The substantial part test was enacted as part of the Revenue Act of 1934. One justification given for this limitation was that donating money to influence legislation was "selfish" and not charitable if it enhanced the donors' personal interests, although the lack of a total ban on lobbying implied that non-selfish lobbying could be permitted. Subsequent cases important to political advocacy by non-profits include Seasongood v. Commissioner, Speiser v. Randall, and Cammarano v. United States. In 1966, the Sierra Club's tax-exempt status was revoked in a high-profile case due to its publications of advertisements in The New York Times and The Washington Post opposing the construction of dams in the Grand Canyon.

=== Enactment ===
The 501(h) election was enacted in the Tax Reform Act of 1976 which was introduced by Representative Barber Conable, after several attempts to introduce various similar provisions beginning in 1969. There were several justifications given for the mechanics of the new option: correcting the vagueness of the substantial part test; ensuring that small organizations were not more restricted than large ones; providing a tax penalty for initial infractions rather than immediate loss of tax-exempt status; and increasing the lobbying influence of non-profit organizations relative to for-profit ones, the later of which were at the time able to deduct their lobbying expenses.

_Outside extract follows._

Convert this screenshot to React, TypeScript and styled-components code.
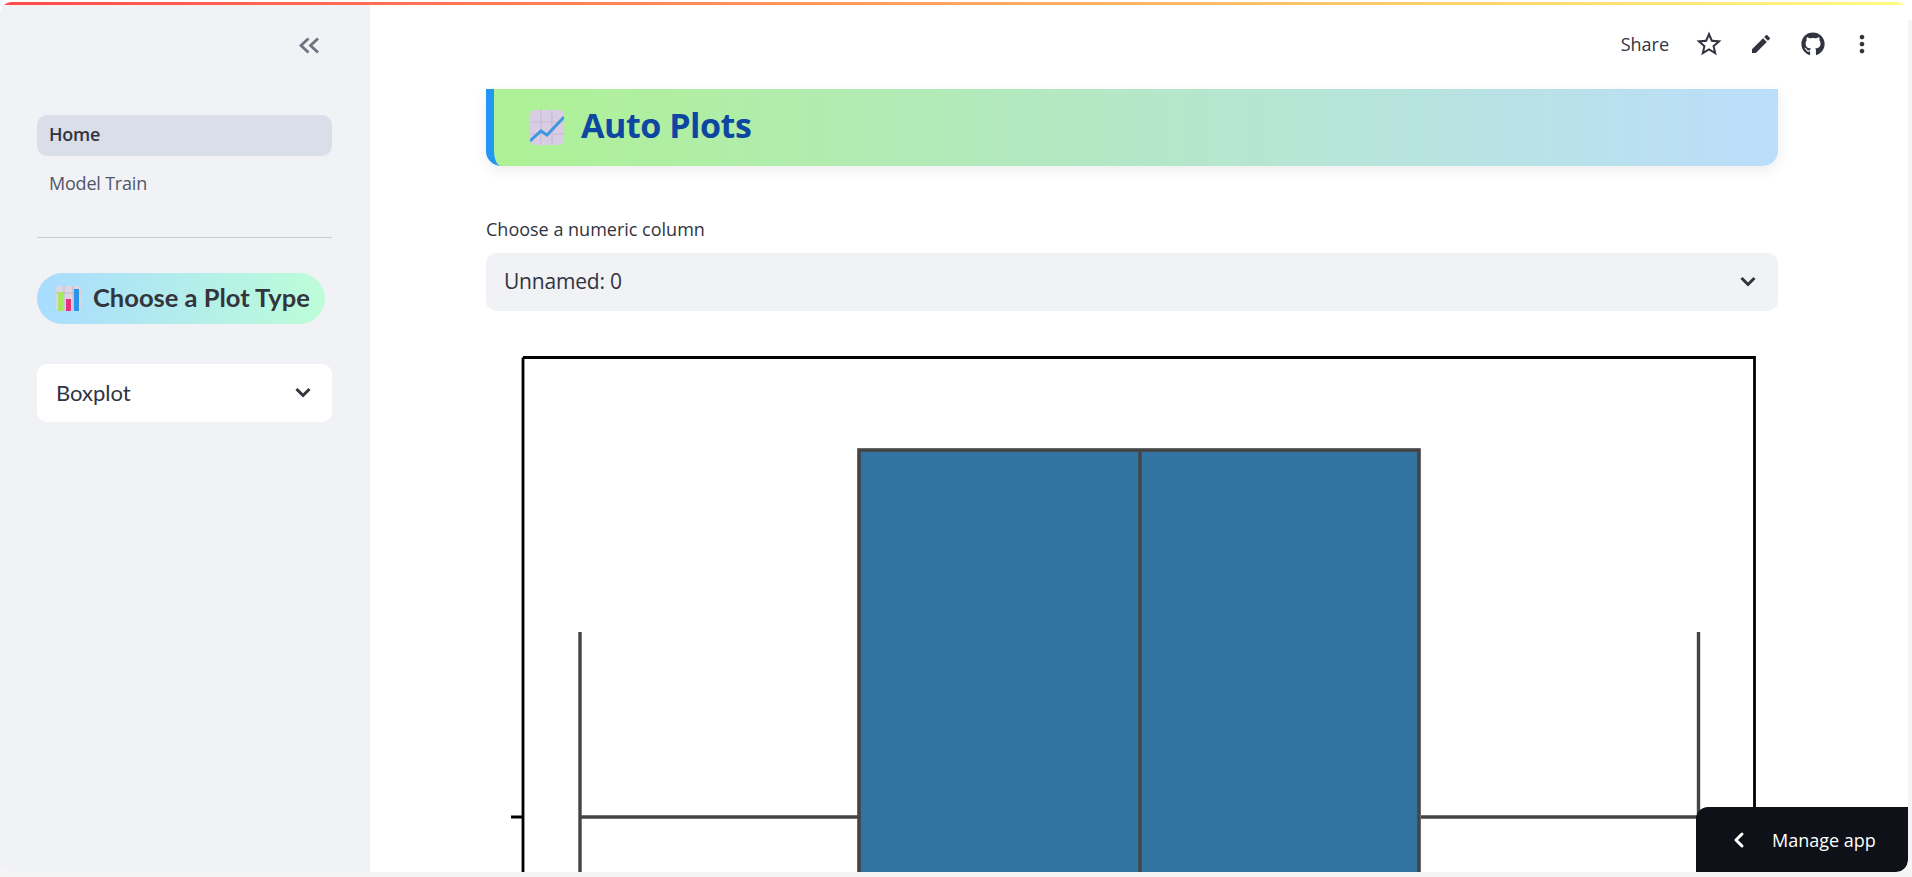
import React from "react"
import styled, { createGlobalStyle } from "styled-components"
import { MdEdit, MdMoreVert, MdStarBorder } from "react-icons/md"
import { FaGithub } from "react-icons/fa"
import { LuChevronLeft } from "react-icons/lu"

const ink = "#31333f"

const GlobalStyle = createGlobalStyle`
  html, body {
    margin: 0;
    height: 100%;
    overflow: hidden;
    background: #f4f4f5;
    font-family: "Open Sans", "Noto Sans", sans-serif;
    color: ${ink};
  }
  * {
    box-sizing: border-box;
  }
`

const Page = styled.div`
  width: 1912px;
  height: 877px;
  padding: 2px 4px 5px 0;
  background: linear-gradient(#ffffff 0 20px, #f4f4f5 20px);
`

const Window = styled.div`
  position: relative;
  height: 100%;
  display: flex;
  flex-direction: column;
  overflow: hidden;
  background: #ffffff;
  border-radius: 12px;
`

const Rainbow = styled.div`
  flex: none;
  height: 3px;
  background: linear-gradient(90deg, #ff4b4b, #ffe270 85%, #fffd80);
`

const Body = styled.div`
  flex: 1;
  min-height: 0;
  display: flex;
`

const Sidebar = styled.aside`
  flex: none;
  width: 370px;
  padding: 0 38px 0 37px;
  background: #f0f2f6;
`

const Collapse = styled.div`
  height: 110px;
  padding: 32px 0 0 261px;
  color: #6f7380;
`

const NavItem = styled.div<{ $active?: boolean }>`
  height: 41px;
  padding: 0 12px ${(p) => (p.$active ? 4 : 2)}px;
  margin-bottom: 7px;
  display: flex;
  align-items: center;
  border-radius: 10px;
  font-size: 18px;
  font-weight: ${(p) => (p.$active ? 600 : 400)};
  letter-spacing: -0.2px;
  color: ${(p) => (p.$active ? ink : "#525668")};
  background: ${(p) => (p.$active ? "#dadee8" : "transparent")};
`

const Divider = styled.hr`
  height: 1px;
  margin: 33px 0 35px;
  border: 0;
  background: #cbccd2;
`

const Pill = styled.div`
  width: 288px;
  height: 51px;
  padding: 0 0 0 19px;
  display: flex;
  align-items: center;
  gap: 12px;
  border-radius: 26px;
  background: linear-gradient(90deg, #a9dcff, #bdfdd8);
  font-family: "Lato", sans-serif;
  font-size: 25.5px;
  font-weight: 700;
  white-space: nowrap;
  color: #33343c;
`

const PillLabel = styled.span`
  margin-bottom: 3px;
`

const Select = styled.div<{ $tinted?: boolean; $pad: number; $size: number; $font?: string }>`
  height: 58px;
  padding: 0 ${(p) => (p.$tinted ? 22 : 21)}px 2px ${(p) => p.$pad}px;
  display: flex;
  align-items: center;
  justify-content: space-between;
  border-radius: 10px;
  background: ${(p) => (p.$tinted ? "#f0f2f6" : "#ffffff")};
  font-family: ${(p) => p.$font || "inherit"};
  font-size: ${(p) => p.$size}px;
  color: ${ink};
  letter-spacing: ${(p) => (p.$tinted ? "-0.2px" : "0")};
`

const SideSelect = styled(Select)`
  margin-top: 40px;
`

const Main = styled.main`
  flex: 1;
  min-width: 0;
  overflow: hidden;
`

const Header = styled.header`
  height: 84px;
  padding: 0 23px 6px 0;
  display: flex;
  align-items: center;
  justify-content: flex-end;
  color: ${ink};
`

const Share = styled.span`
  margin-right: 14px;
  font-size: 18px;
`

const HeaderIcon = styled.span<{ $width: number; $size: number }>`
  width: ${(p) => p.$width}px;
  display: flex;
  justify-content: center;
  font-size: ${(p) => p.$size}px;
`

const Content = styled.div`
  padding: 0 130px 0 116px;
`

const Banner = styled.div`
  height: 77px;
  padding-left: 36px;
  display: flex;
  align-items: center;
  gap: 17px;
  border-left: 8px solid #2196f3;
  border-radius: 0 0 15px 15px;
  background: linear-gradient(90deg, #aef195, #bbdefb);
  box-shadow: 0 4px 14px rgba(0, 0, 0, 0.08);
`

const Title = styled.h1`
  margin: 0 0 6px;
  font-family: "Open Sans", sans-serif;
  font-size: 34px;
  font-weight: 700;
  letter-spacing: -0.45px;
  color: #0d47a1;
`

const FieldLabel = styled.label`
  display: block;
  height: 24px;
  margin: 51px 0 12px;
  font-size: 18px;
  line-height: 24px;
  color: ${ink};
`

const Chart = styled.svg`
  display: block;
  margin-top: 29px;
`

const ManageApp = styled.div`
  position: absolute;
  right: 0;
  bottom: 0;
  width: 212px;
  height: 65px;
  padding-left: 31px;
  display: flex;
  align-items: center;
  gap: 21px;
  border-radius: 12px 0 12px 0;
  background: #0e1117;
  color: #ffffff;
  font-size: 18px;
  white-space: nowrap;
  svg {
    font-size: 24px;
    stroke-width: 3;
  }
`

const DoubleChevron = () => (
  <svg width="22" height="17" viewBox="0 0 22 17" fill="none" stroke="currentColor" strokeWidth="2.8" aria-hidden="true">
    <path d="M10.5 1.5 L3 8.5 L10.5 15.5M20 1.5 L12.5 8.5 L20 15.5" />
  </svg>
)

const ChevronDown = () => (
  <svg width="16" height="11" viewBox="0 0 16 11" fill="none" stroke="currentColor" strokeWidth="3" aria-hidden="true">
    <path d="M1.5 2 L8 8.5 L14.5 2" />
  </svg>
)

const LineChartEmoji = () => (
  <svg width="34" height="35" viewBox="0 0 34 35" aria-hidden="true">
    <rect width="34" height="35" rx="5" fill="#d8cde4" />
    <path d="M0 12H34M0 24H34M11 0V35M22 0V35" stroke="#c6bcd3" strokeWidth="1.2" />
    <path d="M0 31 L11 21 L17 25 L34 7" fill="none" stroke="#3f97e0" strokeWidth="3" />
  </svg>
)

const BarChartEmoji = () => (
  <svg width="25" height="25" viewBox="0 0 25 25" aria-hidden="true">
    <rect width="25" height="25" rx="3" fill="#dcd6e2" />
    <path d="M0 7H25M8 0V25M17 0V25" stroke="#bfb7c8" strokeWidth="1" />
    <rect x="2" y="6" width="5" height="19" fill="#a5e862" />
    <rect x="10" y="13" width="5" height="12" fill="#e9327c" />
    <rect x="18" y="3" width="5" height="22" fill="#2b94e8" />
  </svg>
)

// boxplot, taller than the window: the bottom is cut off by the main area
const BoxPlot = () => (
  <Chart width="1292" height="560" viewBox="0 0 1292 560" aria-hidden="true">
    <path d="M37 17.5H1268.5V560M37 17.5V560M25 477H37" fill="none" stroke="#000" strokeWidth="2.8" />
    <rect x="373" y="110" width="560" height="450" fill="#3274a1" stroke="#444" strokeWidth="3.6" />
    <path d="M654 110V560" stroke="#444" strokeWidth="3.4" />
    <path
      d="M94 292V560M1212.5 292V560M94 477H372M935 477H1212.5"
      fill="none"
      stroke="#444"
      strokeWidth="3.4"
    />
  </Chart>
)

export default function App() {
  return (
    <Page>
      <GlobalStyle />
      <Window>
        <Rainbow />
        <Body>
          <Sidebar>
            <Collapse>
              <DoubleChevron />
            </Collapse>
            <NavItem $active>Home</NavItem>
            <NavItem>Model Train</NavItem>
            <Divider />
            <Pill>
              <BarChartEmoji />
              <PillLabel>Choose a Plot Type</PillLabel>
            </Pill>
            <SideSelect $pad={19} $size={22} $font='"Lato", sans-serif'>
              Boxplot
              <ChevronDown />
            </SideSelect>
          </Sidebar>
          <Main>
            <Header>
              <Share>Share</Share>
              <HeaderIcon $width={52} $size={30}>
                <MdStarBorder />
              </HeaderIcon>
              <HeaderIcon $width={52} $size={24}>
                <MdEdit />
              </HeaderIcon>
              <HeaderIcon $width={52} $size={24}>
                <FaGithub />
              </HeaderIcon>
              <HeaderIcon $width={46} $size={28}>
                <MdMoreVert />
              </HeaderIcon>
            </Header>
            <Content>
              <Banner>
                <LineChartEmoji />
                <Title>Auto Plots</Title>
              </Banner>
              <FieldLabel>Choose a numeric column</FieldLabel>
              <Select $tinted $pad={18} $size={21}>
                Unnamed: 0
                <ChevronDown />
              </Select>
              <BoxPlot />
            </Content>
          </Main>
        </Body>
        <ManageApp>
          <LuChevronLeft />
          Manage app
        </ManageApp>
      </Window>
    </Page>
  )
}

IRS regulations implementing the specifics of the 501(h) election were not finalized until 1990. An initial 1987 proposal of regulations was criticized for being overly broad in what constituted grassroots lobbying, such as including mention of legislation in a fundraising letter, or allowing audience members at public forums to publicly express opinions about legislation, which would cause the entire cost of these activities to be applied as lobbying expenses. The public reaction to the proposed regulations lead to a congressional hearing in the House Ways and Means Subcommittee on Oversight in March 1987, followed by the establishment of an advisory board within the IRS to revise the proposed regulations. The final 1990 regulations were less stringent, excluding fundraising communications from lobbying activities and establishing the four-year window for violations before tax-exempt status would be revoked.